%%

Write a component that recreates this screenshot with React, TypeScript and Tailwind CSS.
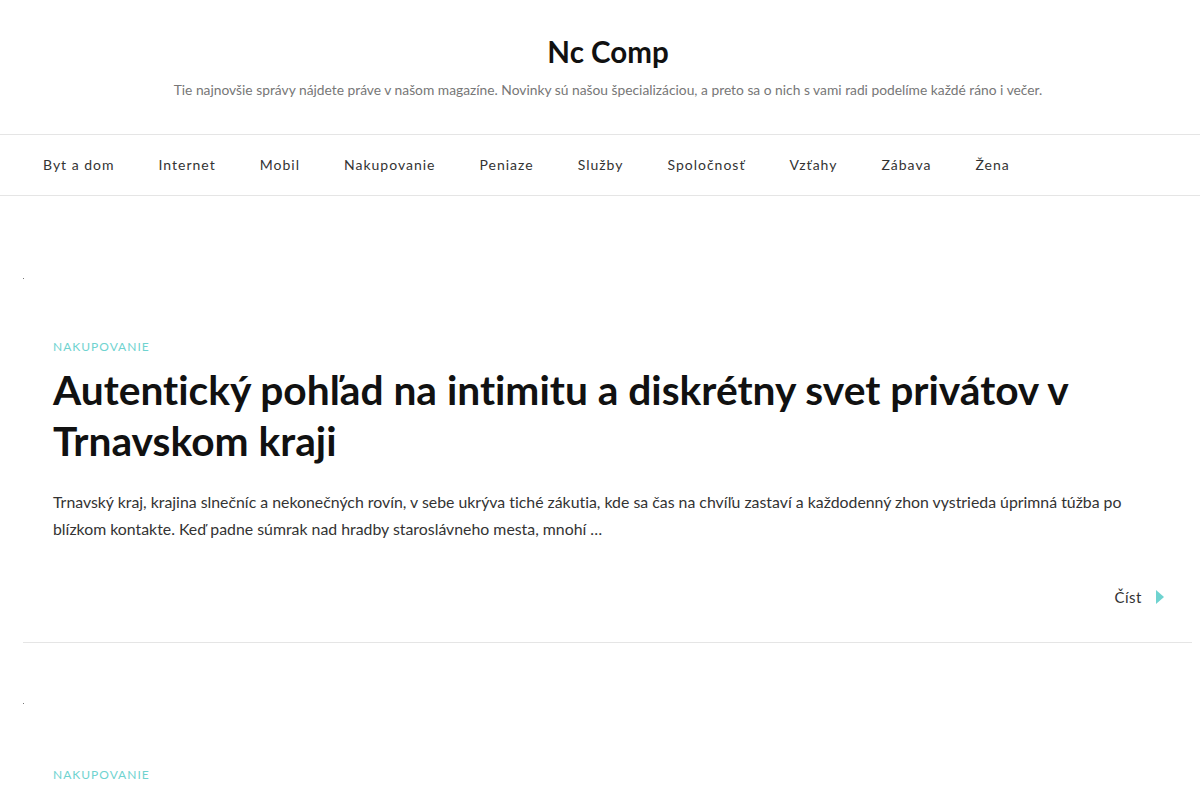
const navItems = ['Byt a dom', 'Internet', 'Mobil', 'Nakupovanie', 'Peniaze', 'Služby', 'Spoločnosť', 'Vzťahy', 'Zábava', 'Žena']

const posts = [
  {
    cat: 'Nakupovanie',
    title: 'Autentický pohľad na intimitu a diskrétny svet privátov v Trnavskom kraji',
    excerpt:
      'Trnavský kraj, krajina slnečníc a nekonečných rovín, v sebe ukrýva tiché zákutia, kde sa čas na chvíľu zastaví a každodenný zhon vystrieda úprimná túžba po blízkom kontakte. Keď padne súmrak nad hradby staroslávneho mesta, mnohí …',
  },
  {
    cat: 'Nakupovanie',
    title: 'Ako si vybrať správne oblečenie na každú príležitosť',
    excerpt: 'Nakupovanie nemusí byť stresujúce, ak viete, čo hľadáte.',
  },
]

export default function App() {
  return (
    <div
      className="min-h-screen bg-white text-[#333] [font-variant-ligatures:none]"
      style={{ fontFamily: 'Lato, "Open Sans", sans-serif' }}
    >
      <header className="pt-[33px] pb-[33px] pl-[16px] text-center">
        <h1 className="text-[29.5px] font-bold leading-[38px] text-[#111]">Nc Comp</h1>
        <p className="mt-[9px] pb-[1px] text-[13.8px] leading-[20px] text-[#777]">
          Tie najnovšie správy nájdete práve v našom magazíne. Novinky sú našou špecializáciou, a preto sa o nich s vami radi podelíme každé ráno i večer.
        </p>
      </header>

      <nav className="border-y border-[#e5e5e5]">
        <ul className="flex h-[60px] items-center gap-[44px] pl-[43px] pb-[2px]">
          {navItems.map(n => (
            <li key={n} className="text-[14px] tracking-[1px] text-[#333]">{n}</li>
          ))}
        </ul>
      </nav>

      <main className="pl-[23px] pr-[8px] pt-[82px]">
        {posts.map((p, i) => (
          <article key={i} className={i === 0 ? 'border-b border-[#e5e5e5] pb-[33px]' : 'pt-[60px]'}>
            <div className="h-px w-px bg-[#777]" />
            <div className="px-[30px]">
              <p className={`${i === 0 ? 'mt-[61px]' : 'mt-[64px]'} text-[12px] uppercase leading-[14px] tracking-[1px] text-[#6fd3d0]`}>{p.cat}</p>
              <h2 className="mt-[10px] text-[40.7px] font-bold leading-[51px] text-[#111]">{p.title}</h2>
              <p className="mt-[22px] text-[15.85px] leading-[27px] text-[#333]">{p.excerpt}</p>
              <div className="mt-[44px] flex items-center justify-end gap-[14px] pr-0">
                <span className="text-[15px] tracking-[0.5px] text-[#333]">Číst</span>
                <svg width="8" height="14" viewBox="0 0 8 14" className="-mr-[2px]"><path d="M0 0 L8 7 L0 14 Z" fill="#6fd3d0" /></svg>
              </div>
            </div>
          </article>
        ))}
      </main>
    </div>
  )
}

%%

Problem statement:
The pictures should not be reproduced; quote all of the other material exactly.

Solution below:
Write a component that recreates this screenshot with React, TypeScript and Tailwind CSS.
const navItems = ['Byt a dom', 'Internet', 'Mobil', 'Nakupovanie', 'Peniaze', 'Služby', 'Spoločnosť', 'Vzťahy', 'Zábava', 'Žena']

const posts = [
  {
    cat: 'Nakupovanie',
    title: 'Autentický pohľad na intimitu a diskrétny svet privátov v Trnavskom kraji',
    excerpt:
      'Trnavský kraj, krajina slnečníc a nekonečných rovín, v sebe ukrýva tiché zákutia, kde sa čas na chvíľu zastaví a každodenný zhon vystrieda úprimná túžba po blízkom kontakte. Keď padne súmrak nad hradby staroslávneho mesta, mnohí …',
  },
  {
    cat: 'Nakupovanie',
    title: 'Ako si vybrať správne oblečenie na každú príležitosť',
    excerpt: 'Nakupovanie nemusí byť stresujúce, ak viete, čo hľadáte.',
  },
]

export default function App() {
  return (
    <div
      className="min-h-screen bg-white text-[#333] [font-variant-ligatures:none]"
      style={{ fontFamily: 'Lato, "Open Sans", sans-serif' }}
    >
      <header className="pt-[33px] pb-[33px] pl-[16px] text-center">
        <h1 className="text-[29.5px] font-bold leading-[38px] text-[#111]">Nc Comp</h1>
        <p className="mt-[9px] pb-[1px] text-[13.8px] leading-[20px] text-[#777]">
          Tie najnovšie správy nájdete práve v našom magazíne. Novinky sú našou špecializáciou, a preto sa o nich s vami radi podelíme každé ráno i večer.
        </p>
      </header>

      <nav className="border-y border-[#e5e5e5]">
        <ul className="flex h-[60px] items-center gap-[44px] pl-[43px] pb-[2px]">
          {navItems.map(n => (
            <li key={n} className="text-[14px] tracking-[1px] text-[#333]">{n}</li>
          ))}
        </ul>
      </nav>

      <main className="pl-[23px] pr-[8px] pt-[82px]">
        {posts.map((p, i) => (
          <article key={i} className={i === 0 ? 'border-b border-[#e5e5e5] pb-[33px]' : 'pt-[60px]'}>
            <div className="h-px w-px bg-[#777]" />
            <div className="px-[30px]">
              <p className={`${i === 0 ? 'mt-[61px]' : 'mt-[64px]'} text-[12px] uppercase leading-[14px] tracking-[1px] text-[#6fd3d0]`}>{p.cat}</p>
              <h2 className="mt-[10px] text-[40.7px] font-bold leading-[51px] text-[#111]">{p.title}</h2>
              <p className="mt-[22px] text-[15.85px] leading-[27px] text-[#333]">{p.excerpt}</p>
              <div className="mt-[44px] flex items-center justify-end gap-[14px] pr-0">
                <span className="text-[15px] tracking-[0.5px] text-[#333]">Číst</span>
                <svg width="8" height="14" viewBox="0 0 8 14" className="-mr-[2px]"><path d="M0 0 L8 7 L0 14 Z" fill="#6fd3d0" /></svg>
              </div>
            </div>
          </article>
        ))}
      </main>
    </div>
  )
}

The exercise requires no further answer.